-- GOAL OF THE EXERCISE --
Give all the lines below again, exactly, with no pictures.

-- RECORDED DATA --
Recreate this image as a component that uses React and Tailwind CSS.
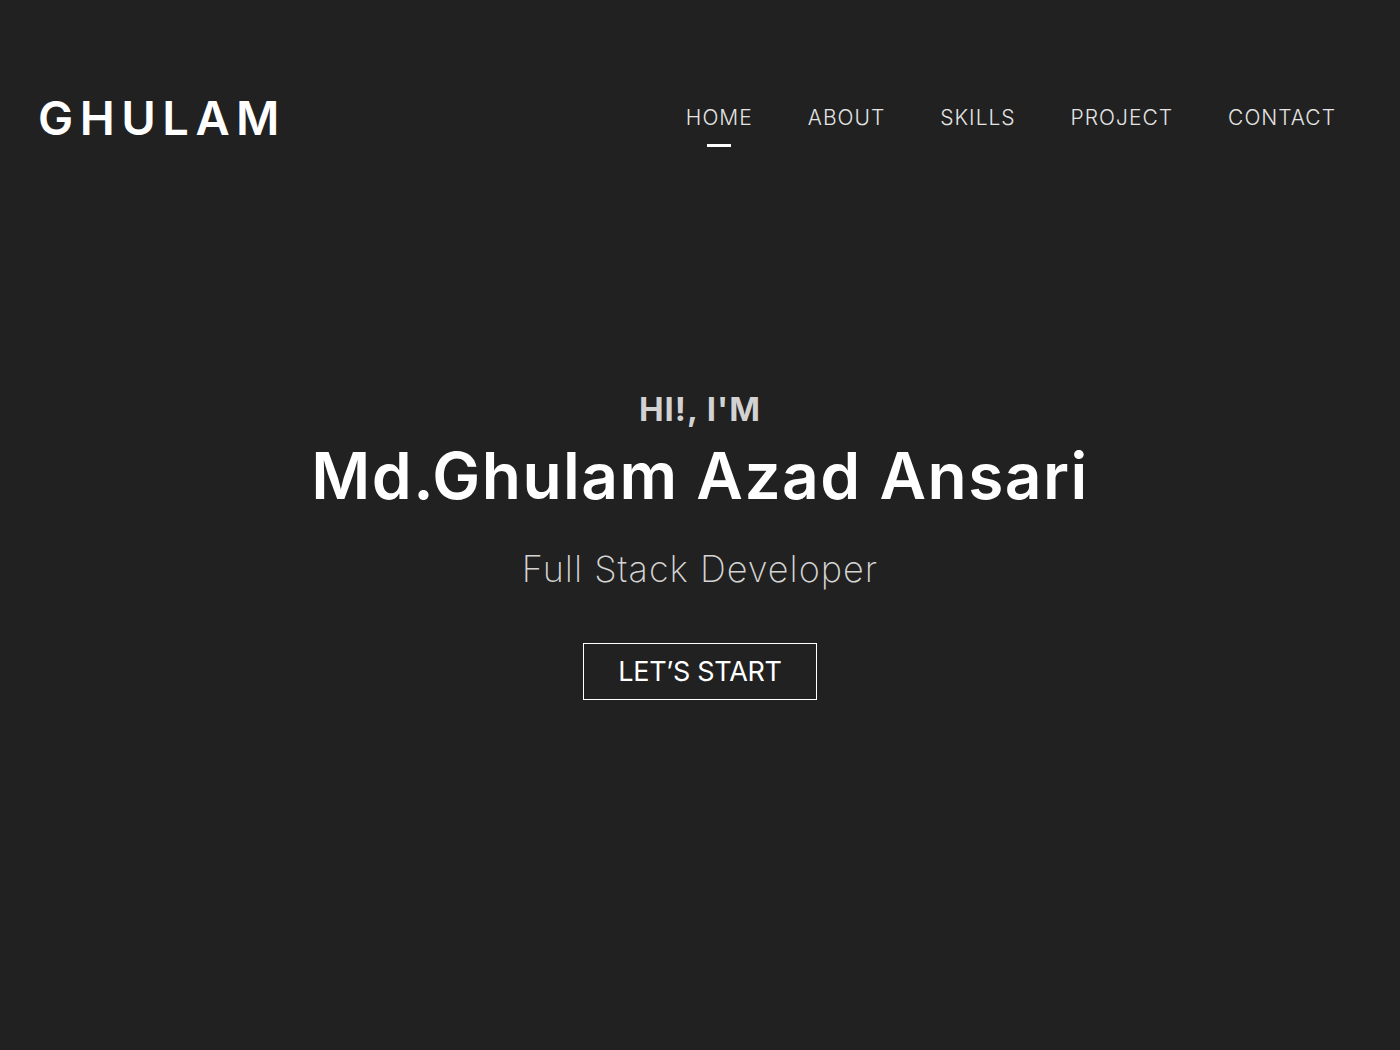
export default function App() {
  const nav = ["HOME", "ABOUT", "SKILLS", "PROJECT", "CONTACT"];
  return (
    <div className="min-h-screen w-full bg-[#212121] text-white" style={{ fontFamily: "Inter, 'Open Sans', sans-serif" }}>
      <header className="flex h-[234px] items-center justify-between pl-[38px] pr-[64px]">
        <div className="text-[47px] font-semibold leading-none tracking-[6.5px] text-white">GHULAM</div>
        <nav className="flex items-center gap-[55px]">
          {nav.map((n, i) => (
            <a key={n} href="#" className="relative text-[21px] font-light leading-none tracking-[1px] text-[#e4e4e4]">
              {n}
              {i === 0 && (
                <span className="absolute left-1/2 top-[37px] h-[3px] w-[24px] -translate-x-1/2 bg-white" />
              )}
            </a>
          ))}
        </nav>
      </header>
      <section className="flex flex-col items-center pt-[159px]">
        <div className="text-[33px] font-bold leading-none tracking-[1px] text-[#d2d2d2]">HI!, I'M</div>
        <h1 className="mt-[18px] text-[64px] font-semibold leading-none tracking-[1.5px] text-white">Md.Ghulam Azad Ansari</h1>
        <p className="mt-[43px] text-[36px] font-extralight leading-none tracking-[1px] text-[#d4d4d4]">Full Stack Developer</p>
        <button className="mt-[56px] flex h-[57px] w-[234px] items-center justify-center border border-white text-[27px] font-normal leading-none tracking-[-0.3px] text-white">
          LET’S START
        </button>
      </section>
    </div>
  );
}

-- ANSWER FOR THIS EXERCISE --
Recreate this image as a component that uses React and Tailwind CSS.
export default function App() {
  const nav = ["HOME", "ABOUT", "SKILLS", "PROJECT", "CONTACT"];
  return (
    <div className="min-h-screen w-full bg-[#212121] text-white" style={{ fontFamily: "Inter, 'Open Sans', sans-serif" }}>
      <header className="flex h-[234px] items-center justify-between pl-[38px] pr-[64px]">
        <div className="text-[47px] font-semibold leading-none tracking-[6.5px] text-white">GHULAM</div>
        <nav className="flex items-center gap-[55px]">
          {nav.map((n, i) => (
            <a key={n} href="#" className="relative text-[21px] font-light leading-none tracking-[1px] text-[#e4e4e4]">
              {n}
              {i === 0 && (
                <span className="absolute left-1/2 top-[37px] h-[3px] w-[24px] -translate-x-1/2 bg-white" />
              )}
            </a>
          ))}
        </nav>
      </header>
      <section className="flex flex-col items-center pt-[159px]">
        <div className="text-[33px] font-bold leading-none tracking-[1px] text-[#d2d2d2]">HI!, I'M</div>
        <h1 className="mt-[18px] text-[64px] font-semibold leading-none tracking-[1.5px] text-white">Md.Ghulam Azad Ansari</h1>
        <p className="mt-[43px] text-[36px] font-extralight leading-none tracking-[1px] text-[#d4d4d4]">Full Stack Developer</p>
        <button className="mt-[56px] flex h-[57px] w-[234px] items-center justify-center border border-white text-[27px] font-normal leading-none tracking-[-0.3px] text-white">
          LET’S START
        </button>
      </section>
    </div>
  );
}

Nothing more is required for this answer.